▶ _Task_:
Copy each line of the material below that includes the string "index".

[Rows from a dataset of pages and code]
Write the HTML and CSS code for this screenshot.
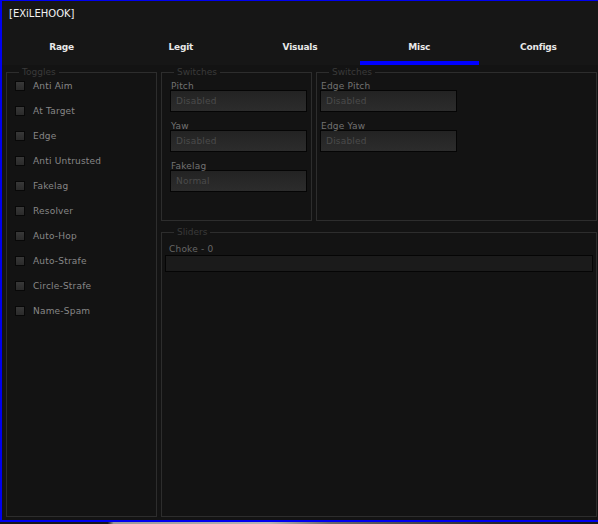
FILE: index.html
```html
<!DOCTYPE html>
<html>
<head>
<meta charset="utf-8">
<title>EXiLEHOOK</title>
<link rel="stylesheet" href="styles.css">
</head>
<body>
<div class="frame">
  <div class="header">
    <div class="title">[EXiLEHOOK]</div>
    <div class="tabs">
      <div class="tab"><span class="tab-label">Rage</span></div>
      <div class="tab"><span class="tab-label">Legit</span></div>
      <div class="tab"><span class="tab-label">Visuals</span></div>
      <div class="tab active"><span class="tab-label">Misc</span></div>
      <div class="tab"><span class="tab-label">Configs</span></div>
    </div>
  </div>
  <div class="content">
    <div class="group toggles">
      <span class="legend">Toggles</span>
      <div class="toggle"><span class="check"></span><span class="toggle-label">Anti Aim</span></div>
      <div class="toggle"><span class="check"></span><span class="toggle-label">At Target</span></div>
      <div class="toggle"><span class="check"></span><span class="toggle-label">Edge</span></div>
      <div class="toggle"><span class="check"></span><span class="toggle-label">Anti Untrusted</span></div>
      <div class="toggle"><span class="check"></span><span class="toggle-label">Fakelag</span></div>
      <div class="toggle"><span class="check"></span><span class="toggle-label">Resolver</span></div>
      <div class="toggle"><span class="check"></span><span class="toggle-label">Auto-Hop</span></div>
      <div class="toggle"><span class="check"></span><span class="toggle-label">Auto-Strafe</span></div>
      <div class="toggle"><span class="check"></span><span class="toggle-label">Circle-Strafe</span></div>
      <div class="toggle"><span class="check"></span><span class="toggle-label">Name-Spam</span></div>
    </div>
    <div class="group switches-a">
      <span class="legend">Switches</span>
      <div class="field"><div class="field-label">Pitch</div><div class="select">Disabled</div></div>
      <div class="field"><div class="field-label">Yaw</div><div class="select">Disabled</div></div>
      <div class="field"><div class="field-label">Fakelag</div><div class="select">Normal</div></div>
    </div>
    <div class="group switches-b">
      <span class="legend">Switches</span>
      <div class="field"><div class="field-label">Edge Pitch</div><div class="select">Disabled</div></div>
      <div class="field"><div class="field-label">Edge Yaw</div><div class="select">Disabled</div></div>
    </div>
    <div class="group sliders">
      <span class="legend">Sliders</span>
      <div class="slider-label">Choke - 0</div>
      <div class="slider-track"></div>
    </div>
  </div>
</div>
<div class="under"></div>
</body>
</html>
```
FILE: styles.css
```css
html, body {
  margin: 0;
  padding: 0;
  background: #1b1b1b;
  font-family: "DejaVu Sans", Verdana, sans-serif;
  font-size: 9px;
  overflow: hidden;
}

.frame {
  width: 600px;
  height: 522px;
  box-sizing: border-box;
  border-top: 1px solid #0000f0;
  border-left: 2px solid #0000f0;
  border-bottom: 2px solid #0000f0;
  border-right: 2px solid #333333;
  background: #131313;
  display: flex;
  flex-direction: column;
}

.header {
  background: #161616;
}

.title {
  height: 27px;
  box-sizing: border-box;
  padding: 7px 0 0 7px;
  line-height: 12px;
  font-size: 10px;
  color: #f2f2f2;
}

.tabs {
  display: flex;
  height: 37px;
}

.tab {
  width: 120px;
  box-sizing: border-box;
  padding-top: 13px;
  text-align: center;
  border-bottom: 4px solid transparent;
}

.tab.active {
  border-bottom-color: #0000ff;
}

.tab-label {
  display: inline-block;
  line-height: 12px;
  font-weight: bold;
  color: #e8e8e8;
  letter-spacing: -0.2px;
}

.content {
  flex: 1;
  display: grid;
  grid-template-columns: 151px 151px 281px;
  grid-template-rows: 149px 1fr;
  column-gap: 4px;
  row-gap: 11px;
  padding: 7px 0 3px 4px;
  min-height: 0;
}

.group {
  position: relative;
  border: 1px solid #2d2d2d;
  box-sizing: border-box;
}

.legend {
  position: absolute;
  top: -7px;
  left: 12px;
  padding: 0 3px;
  line-height: 12px;
  background: #131313;
  color: #3a3a3a;
}

.toggles {
  grid-column: 1;
  grid-row: 1 / 3;
  padding: 0 0 0 8px;
}

.toggle {
  height: 25px;
  display: flex;
  align-items: center;
  gap: 8px;
}

.check {
  width: 10px;
  height: 10px;
  box-sizing: border-box;
  border: 1px solid #080808;
  background: linear-gradient(#383838, #2b2b2b);
}

.toggle-label {
  color: #878787;
  line-height: 12px;
  letter-spacing: 0.2px;
}

.switches-a {
  grid-column: 2;
  grid-row: 1;
  padding: 6px 0 0 8px;
}

.switches-b {
  grid-column: 3;
  grid-row: 1;
  padding: 6px 0 0 3px;
}

.field {
  margin-bottom: 7px;
}

.field-label {
  height: 11px;
  line-height: 15px;
  padding-left: 1px;
  color: #727272;
  letter-spacing: 0.2px;
}

.select {
  width: 137px;
  height: 22px;
  box-sizing: border-box;
  border: 1px solid #050505;
  background: linear-gradient(#232323, #2c2c2c);
  color: #4b4b4b;
  line-height: 20px;
  padding-left: 5px;
  letter-spacing: 0.2px;
}

.sliders {
  grid-column: 2 / 4;
  grid-row: 2;
  padding: 9px 3px 0 3px;
}

.slider-label {
  height: 11px;
  line-height: 15px;
  padding-left: 4px;
  margin-bottom: 2px;
  color: #666666;
  letter-spacing: 0.2px;
}

.slider-track {
  height: 17px;
  box-sizing: border-box;
  border: 1px solid #050505;
  background: #1b1b1b;
}

.under {
  height: 2px;
  background: linear-gradient(90deg, #1a1a1a 0%, #1a1a1a 18%, #9a9a9a 19%, #b5b5b5 45%, #6a6a6a 55%, #2a2a2a 83%, #1a1a1a 100%);
}
```
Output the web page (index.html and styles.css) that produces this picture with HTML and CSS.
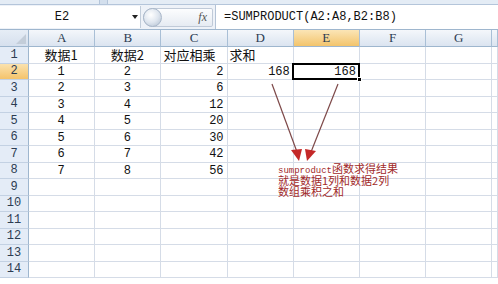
FILE: index.html
```html
<!DOCTYPE html>
<html>
<head>
<meta charset="utf-8">
<link rel="stylesheet" href="styles.css">
</head>
<body>
<div class="app">
  <div class="top"><div class="tb1"></div><div class="tb2"></div></div>
  <div class="fbar">
    <div class="namebox"><span class="ref">E2</span><span class="dd"></span></div>
    <div class="fxbtn"><span class="knob"></span><span class="fx">fx</span></div>
    <div class="formula">=SUMPRODUCT(A2:A8,B2:B8)</div>
  </div>
  <div class="sheet">
    <div class="corner"></div><div class="h">A</div><div class="h">B</div><div class="h">C</div><div class="h">D</div><div class="h on">E</div><div class="h">F</div><div class="h">G</div><div class="h"></div>

    <div class="r">1</div><div class="c m up">数据1</div><div class="c m up">数据2</div><div class="c up">对应相乘</div><div class="c up">求和</div><div class="c"></div><div class="c"></div><div class="c"></div><div class="c"></div>
    <div class="r on">2</div><div class="c m n">1</div><div class="c m n">2</div><div class="c rt n">2</div><div class="c rt n">168</div><div class="c rt n sel">168<span class="handle"></span></div><div class="c"></div><div class="c"></div><div class="c"></div>
    <div class="r">3</div><div class="c m n">2</div><div class="c m n">3</div><div class="c rt n">6</div><div class="c"></div><div class="c"></div><div class="c"></div><div class="c"></div><div class="c"></div>
    <div class="r">4</div><div class="c m n">3</div><div class="c m n">4</div><div class="c rt n">12</div><div class="c"></div><div class="c"></div><div class="c"></div><div class="c"></div><div class="c"></div>
    <div class="r">5</div><div class="c m n">4</div><div class="c m n">5</div><div class="c rt n">20</div><div class="c"></div><div class="c"></div><div class="c"></div><div class="c"></div><div class="c"></div>
    <div class="r">6</div><div class="c m n">5</div><div class="c m n">6</div><div class="c rt n">30</div><div class="c"></div><div class="c"></div><div class="c"></div><div class="c"></div><div class="c"></div>
    <div class="r">7</div><div class="c m n">6</div><div class="c m n">7</div><div class="c rt n">42</div><div class="c"></div><div class="c"></div><div class="c"></div><div class="c"></div><div class="c"></div>
    <div class="r">8</div><div class="c m n">7</div><div class="c m n">8</div><div class="c rt n">56</div><div class="c"></div><div class="c"></div><div class="c"></div><div class="c"></div><div class="c"></div>
    <div class="r">9</div><div class="c"></div><div class="c"></div><div class="c"></div><div class="c"></div><div class="c"></div><div class="c"></div><div class="c"></div><div class="c"></div>
    <div class="r">10</div><div class="c"></div><div class="c"></div><div class="c"></div><div class="c"></div><div class="c"></div><div class="c"></div><div class="c"></div><div class="c"></div>
    <div class="r">11</div><div class="c"></div><div class="c"></div><div class="c"></div><div class="c"></div><div class="c"></div><div class="c"></div><div class="c"></div><div class="c"></div>
    <div class="r">12</div><div class="c"></div><div class="c"></div><div class="c"></div><div class="c"></div><div class="c"></div><div class="c"></div><div class="c"></div><div class="c"></div>
    <div class="r">13</div><div class="c"></div><div class="c"></div><div class="c"></div><div class="c"></div><div class="c"></div><div class="c"></div><div class="c"></div><div class="c"></div>
    <div class="r">14</div><div class="c"></div><div class="c"></div><div class="c"></div><div class="c"></div><div class="c"></div><div class="c"></div><div class="c"></div><div class="c"></div>
  </div>

  <svg class="arrows" width="498" height="284" viewBox="0 0 498 284">
    <line x1="272" y1="84" x2="297" y2="152" stroke="#7d4848" stroke-width="1.2"/>
    <polygon points="291,150 302,149 299,161" fill="#c42828"/>
    <line x1="338" y1="84" x2="311" y2="152" stroke="#7d4848" stroke-width="1.2"/>
    <polygon points="305,149 316,151 307,161" fill="#c42828"/>
  </svg>

  <div class="note">
    <div class="ln"><span class="en">sumproduct</span>函数求得结果</div>
    <div class="ln">就是数据1列和数据2列</div>
    <div class="ln">数组乘积之和</div>
  </div>
</div>
</body>
</html>
```

FILE: styles.css
```css
* { box-sizing: border-box; }
html, body { margin: 0; padding: 0; background: #fff; }
.app {
  position: relative;
  width: 498px;
  height: 284px;
  overflow: hidden;
  background: #fff;
  font-family: "Noto Sans CJK SC", sans-serif;
}
.top {
  height: 5px;
  display: flex;
  gap: 7px;
  background: #d3dfed;
  border-bottom: 1px solid #b4c5da;
}
.tb1 { width: 100px; background: #e4ecf5; border-right: 1px solid #b4c5da; }
.tb2 { flex: 1; background: #e4ecf5; border-left: 1px solid #b4c5da; }
.fbar {
  height: 24px;
  display: flex;
  align-items: center;
  background: #eef2f8;
}
.namebox {
  width: 141px;
  height: 22px;
  display: flex;
  align-items: center;
  background: #fff;
  border-right: 1px solid #c2cdda;
}
.ref {
  width: 124px;
  text-align: center;
  font-family: "Liberation Mono", monospace;
  font-size: 12px;
  color: #111;
}
.dd {
  margin-left: 8px;
  width: 0;
  height: 0;
  border-left: 3px solid transparent;
  border-right: 3px solid transparent;
  border-top: 4px solid #222;
}
.fxbtn {
  position: relative;
  margin-left: 2px;
  width: 70px;
  height: 19px;
  border: 1px solid #c0cad8;
  border-radius: 10px 2px 2px 10px;
  background: linear-gradient(#fcfdfe, #e6ebf2);
  display: flex;
  align-items: center;
  justify-content: flex-end;
  padding-right: 5px;
}
.knob {
  position: absolute;
  left: -1px;
  top: -1px;
  width: 19px;
  height: 19px;
  border-radius: 50%;
  border: 1px solid #a9b7c9;
  background: radial-gradient(circle at 40% 35%, #ffffff 0%, #dfe6ef 50%, #aebccd 100%);
}
.fx {
  font-family: "Liberation Serif", serif;
  font-style: italic;
  font-size: 12px;
  color: #555;
}
.formula {
  flex: 1;
  height: 24px;
  margin-left: 2px;
  background: #fff;
  border-left: 1px solid #b4c3d6;
  display: flex;
  align-items: center;
  padding-left: 8px;
  font-family: "Liberation Mono", monospace;
  font-size: 12px;
  color: #111;
}
.sheet {
  display: grid;
  grid-template-columns: 29px repeat(7, 66.2px) 1fr;
  grid-template-rows: 17px repeat(14, 16.5px);
  border-top: 1px solid #9eb6ce;
}
.corner {
  position: relative;
  background: linear-gradient(#e6edf6, #d6e0ee);
  border-right: 1px solid #9eb6ce;
  border-bottom: 1px solid #9eb6ce;
}
.corner::after {
  content: "";
  position: absolute;
  right: 2px;
  bottom: 2px;
  width: 0;
  height: 0;
  border-left: 10px solid transparent;
  border-bottom: 10px solid #c3cdd9;
}
.h {
  display: flex;
  align-items: center;
  justify-content: center;
  background: linear-gradient(#f4f7fb, #dbe4f0);
  border-right: 1px solid #a9bfd6;
  border-bottom: 1px solid #9eb6ce;
  font-family: "Liberation Serif", serif;
  font-size: 13px;
  color: #2c3c52;
}
.h.on { background: linear-gradient(#fbe5b6, #f3c46c); }
.r {
  display: flex;
  align-items: center;
  justify-content: center;
  background: #e4ecf7;
  border-right: 1px solid #9eb6ce;
  border-bottom: 1px solid #c3d1e3;
  font-family: "Liberation Mono", monospace;
  font-size: 12px;
  color: #2c3c52;
}
.r.on { background: linear-gradient(#fbe2ae, #f4c36b); }
.c {
  display: flex;
  align-items: center;
  padding: 1px 3px 0 2px;
  border-right: 1px solid #d5dce7;
  border-bottom: 1px solid #d5dce7;
  font-size: 13px;
  line-height: 1;
  color: #111;
  white-space: nowrap;
}
.c.up { padding-top: 0; padding-bottom: 1px; }
.c.n {
  font-family: "Liberation Mono", monospace;
  font-size: 12px;
}
.c.m { justify-content: center; }
.c.rt { justify-content: flex-end; }
.sel { position: relative; }
.sel::after {
  content: "";
  position: absolute;
  left: -2px;
  top: -1px;
  right: -1px;
  bottom: -1px;
  border: 2px solid #000;
}
.handle {
  position: absolute;
  right: -3px;
  bottom: -3px;
  width: 5px;
  height: 5px;
  background: #000;
  border: 1px solid #fff;
  z-index: 2;
}
.arrows { position: absolute; left: 0; top: 0; pointer-events: none; }
.note {
  position: absolute;
  left: 278px;
  top: 163px;
  font-size: 11px;
  line-height: 11.5px;
  color: #a12a2a;
}
.note .ln { height: 11.5px; }
.note .en {
  font-family: "Liberation Mono", monospace;
  font-size: 9px;
}
```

▶ _Full output_:
FILE: index.html
Output the web page (index.html and styles.css) that produces this picture with HTML and CSS.
FILE: index.html
  z-index: 2;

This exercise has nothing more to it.